Pondi's White Town shows urban eyesores not inevitable


To the west, on the other side of a covered canal, is Black Town, or La Ville Noire, where the natives lived for much of French rule, which ended in 1954.

La Ville Noire is for the most part crowded, dusty and overwhelming. Ugly modern buildings, decked out in tinted glass and neon-bright colours, have taken the place of old tiled houses. Commercial streets are noisy and suffer from unregulated construction.

La Ville Blanche has an altogether different feel. It is dominated by wide, tree-lined boulevards, high-ceilinged villas, and a shady park that extends outside an imposing mansion, the official home of Pondicherry’s lieutenant governor. Commercial development in this part of town is generally understated: small hotels, tasteful boutiques and French restaurants, many operating out of renovated villas.

La Ville Blanche is something of a rarity in the urban landscape of India. Few Indian cities are as attractive or peaceful, and few retain as much of their original character. With a small number of exceptions, most cities are an agglomeration of modern concrete blocks.
In his 1990 book ‘India: A Million Mutinies Now,’ V S Naipaul lamented the neglect of heritage buildings in the country. Modern Indian architecture, he wrote, in his characteristically dyspeptic fashion, “spoils people’s day-to-day lives; it wears down their nerves; it generates rages that can flow into many different channels.” Naipaul was perhaps overstating the case. But there is little doubt that, for a country so proud of its ancient history, Indian cities are strikingly indifferent to the past.

The roots of India’s conservation failures are closely related to some of the other urban ills I’ve written about: outdated building codes, poorly defined lines of municipal authority, and the general pressures of development and urbanisation in a rapidly growing country. These are formidable obstacles.

Still, the example of Pondicherry, which has seen no shortage of commercial and population pressures in recent decades, suggests that the urban eyesores that dominate the country are not inevitable. Although Pondicherry has some features that make it a particular case — its wealthy population, for example, or its relatively small size — its success nonetheless offers a useful case study in urban conservation.

To better understand how Pondicherry has succeeded, I recently paid a visit to Ajit Koujalgi, a co-convenor of the local chapter of Intach, or the Indian National Trust for Art and Cultural Heritage. Intach has been the driving force behind much of the local conservation work. Seated in his offices, off the central courtyard of a tiled building that Intach had renovated, Koujalgi talked about why Pondicherry looked so different from a typical Indian city.

He emphasised the importance of having a particular group, like Intach, with its own offices and manpower, dedicated to conservation. In many other cities, the efforts of activists and conservationists are dispersed.

Critical to the economy

He emphasised, too, the support that Intach had received from a relatively forward-looking municipal administration. The Pondicherry tourism authorities, in particular, had over the years become convinced that conservation was critical to the town’s economy. They helped finance several conservation projects.

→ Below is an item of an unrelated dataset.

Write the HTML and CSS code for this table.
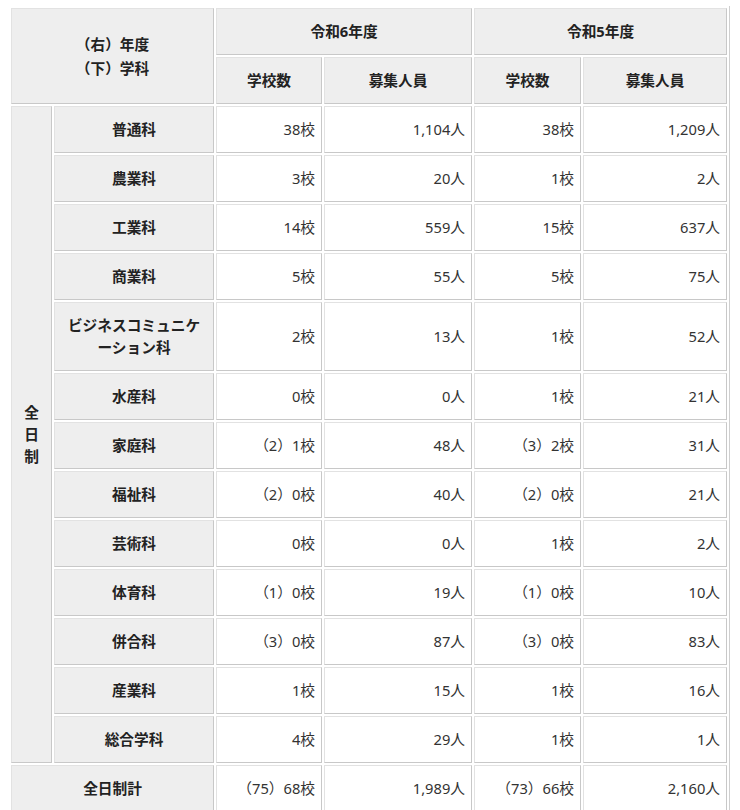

Initially, Koujalgi said, he had been something of a ‘purist’, refusing to countenance the idea of new buildings in heritage sections of town.

Sometime in the mid-1990s, he found out that an old villa was slated for demolition. He fought strenuously to save the villa, but when it came down anyway, to be replaced by a nondescript modern building, Koujalgi came to the conclusion that Intach should have worked with the owner, to help design a new building that would have been consistent with its surroundings.

Now, although Intach tries to preserve as many original buildings as possible, it also does a lot of what he called ‘facade work,’ collaborating with developers to ensure that new buildings do not ‘stick out like sore thumbs.’ Some people — heritage purists — might disagree with this approach. But Koujalgi said it was important to be ‘realistic’. He aimed for “what’s possible within the system.”

Later, after leaving Koujalgi’s office, I had occasion to reflect on the merits of this pragmatic approach. I visited a part of La Ville Blanche, where I had lived as a child almost 30 years ago.

There were a few new buildings, and some did indeed stand out like sore thumbs. Most of what I saw, though, was either recognisable from my youth, or was a reconstruction of the old, with characteristic cornices, high ceilings and bulging metal window grills. Barring a certain gloss, a modern blandness, there was very little to distinguish these new buildings from the genuine article.

The overall impression was of neighbourhoods that, architecturally at least, had changed little over three decades. Pondicherry’s streets, their juxtaposition of old and new notwithstanding, gave off an impression of continuity.

There was something reassuring, almost soothing, about this impression. La Ville Blanche felt coherent. Pondicherry felt rooted. Driving along those streets, I felt a deeper sense of place than in virtually any other city in India.